Role of finger-based number representations in online arithmetic facts retrieval
Asian people use a symbolic finger counting system, alongside digits, dots, and magnitudes. Even though they may be proficient in a second language, they seem to maintain their own “counting mother tongue” when performing simple maths, for instance, simple addition. For my master’s thesis, I am interested in the interplay between orally delivered arithmetic calculation and visually presented number signs, in either Spanish or Chinese.
Below is a quick summary of my master’s thesis.
There is an increasing number of empirical evidence claiming that internal finger-based number representations affect numerical and arithmetical processing in both children and adults. However, relatively little is known about the online integration between explicit finger-based number representations and verbal number words during calculation. Moreover, because there exist multiple verbal coding types for arithmetic facts as well as more than one finger representations for numbers in bilinguals, it is our aim to identify how bilingual listeners perceive and integrate the bimodal speech-finger information when mathematical problems are orally presented in each language.
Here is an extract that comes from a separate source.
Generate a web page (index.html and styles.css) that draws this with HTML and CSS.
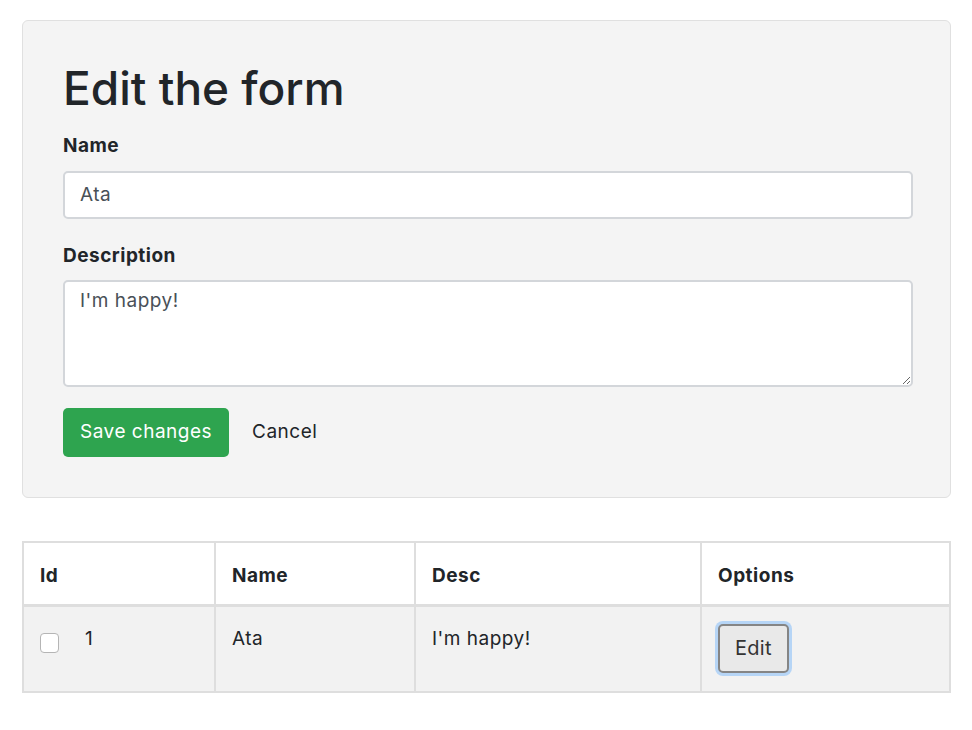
FILE: index.html
```html
<!DOCTYPE html>
<html lang="en">
<head>
<meta charset="utf-8">
<title>Edit the form</title>
<link rel="stylesheet" href="styles.css">
</head>
<body>
  <div class="card">
    <h1 class="title">Edit the form</h1>
    <div class="group">
      <label class="label" for="name">Name</label>
      <input class="field" id="name" type="text" value="Ata">
    </div>
    <div class="group group-last">
      <label class="label" for="desc">Description</label>
      <textarea class="field area" id="desc">I'm happy!</textarea>
    </div>
    <div class="actions">
      <button class="btn-save" type="button">Save changes</button>
      <button class="btn-link" type="button">Cancel</button>
    </div>
  </div>

  <table class="grid">
    <colgroup>
      <col class="c1"><col class="c2"><col class="c3"><col class="c4">
    </colgroup>
    <thead>
      <tr><th>Id</th><th>Name</th><th>Desc</th><th>Options</th></tr>
    </thead>
    <tbody>
      <tr>
        <td><span class="idcell"><input class="check" type="checkbox"><span>1</span></span></td>
        <td>Ata</td>
        <td>I'm happy!</td>
        <td><button class="btn-edit" type="button">Edit</button></td>
      </tr>
    </tbody>
  </table>
</body>
</html>
```
FILE: styles.css
```css
* { box-sizing: border-box; }

body {
  margin: 0;
  padding: 20px 21px 40px 22px;
  font-family: Inter, "Noto Sans", "Liberation Sans", sans-serif;
  font-size: 19px;
  line-height: 1.5;
  letter-spacing: 0.5px;
  color: #212529;
  background: #ffffff;
}

.card {
  width: 929px;
  background: #f4f4f4;
  border: 1px solid #e0e0e0;
  border-radius: 6px;
  padding: 40px 39px 40px 40px;
}

.title {
  margin: 0 0 16px;
  font-size: 46px;
  font-weight: 500;
  line-height: 1.2;
  letter-spacing: 0;
}

.group { margin-bottom: 23px; }
.group-last { margin-bottom: 21px; }

.label {
  display: block;
  font-weight: 700;
  margin-bottom: 10px;
}

.field {
  display: block;
  width: 850px;
  height: 48px;
  margin: 0;
  padding: 0 15px;
  font: inherit;
  letter-spacing: inherit;
  color: #495057;
  background: #fff;
  border: 2px solid #d3d6da;
  border-radius: 5px;
  outline: none;
}

.area {
  height: 107px;
  padding: 5px 15px;
  resize: vertical;
}

.actions {
  display: flex;
  align-items: center;
  gap: 6px;
}

.btn-save {
  height: 49px;
  padding: 0 17px;
  font: inherit;
  letter-spacing: inherit;
  color: #fff;
  background: #2ea44f;
  border: 0;
  border-radius: 5px;
}

.btn-link {
  height: 49px;
  padding: 0 17px;
  font: inherit;
  letter-spacing: inherit;
  color: #212529;
  background: transparent;
  border: 0;
}

.grid {
  margin-top: 43px;
  width: 929px;
  border-collapse: collapse;
  table-layout: fixed;
  border: 2px solid #dedede;
}

.c1 { width: 192px; }
.c2 { width: 200px; }
.c3 { width: 286px; }
.c4 { width: 249px; }

.grid th,
.grid td {
  border: 2px solid #dedede;
  text-align: left;
  vertical-align: top;
  padding: 18px 16px;
}

.grid th {
  font-weight: 700;
  padding-top: 19px;
  padding-bottom: 13px;
  border-bottom-width: 3px;
  background: #fff;
}

.grid tbody td {
  background: #f2f2f2;
  padding-top: 18px;
  padding-bottom: 18px;
}

.idcell {
  display: inline-flex;
  align-items: flex-start;
  gap: 26px;
}

.check {
  appearance: none;
  -webkit-appearance: none;
  width: 19px;
  height: 20px;
  margin: 8px 0 0 0;
  background: #fff;
  border: 1px solid #b5b5b5;
  border-radius: 4px;
}

.btn-edit {
  height: 49px;
  margin-top: -1px;
  padding: 0 15px;
  font: inherit;
  letter-spacing: 0.3px;
  font-size: 20px;
  color: #333;
  background: #e9e9e9;
  border: 2px solid #858585;
  border-radius: 5px;
  box-shadow: 0 0 0 3px #b6d5f6;
}
```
In my master’s thesis, I explored the difference in online integration between Chinese monolinguals (use symbolic finger representations only, N = 7) and Chinese-Spanish bilinguals (use both symbolic and iconic finger representations, N = 10). I designed an arithmetical correctness judgment paradigm with multimodal inputs where oral sentences were either arithmetically correct or incorrect and visual finger representations were either in the symbolic form or in the iconic form.
Considering the N400 correctness effect as an index of the successful automatic activation of arithmetic memory networks, data from event-related potentials revealed (1) that in the monolingual group, the N400 correctness effect was only found for the symbolic finger representations; (2) that in the bilingual group, when arithmetic problems were presented in Chinese, there was a marginal N400 correctness effect for symbolic finger representations and a significant N400 correctness effect for iconic finger representations; and (3) that when arithmetic problems were presented in Spanish, N400 correctness effect was found only for iconic finger representations. Furthermore, in the conditions where the N400 correctness effects did not appear, we observed late positive component correctness effects, suggesting a late-time integration after the stimulus onset.
Taken together, these results indicate that symbolic finger representations are tightly attached to Chinese during the access to arithmetic facts in both groups. Meanwhile, iconic finger representations are integrated into both languages in bilinguals, thus serving the arithmetic facts retrieval. This further confirms that once the iconic finger patterns were acquired, they become independent from the linguistic input. All these highlight the crucial role of bilinguals’ language in which they used to learn arithmetic in online multimodal integration. To the best of our knowledge, the present study is the first one that looks at the brain potentials in the context of arithmetic facts retrieval to investigate the online integration between finger-based number representations and verbal number words, therefore provides complementary evidence to the multisensory integration in the context of embodied numerical cognition.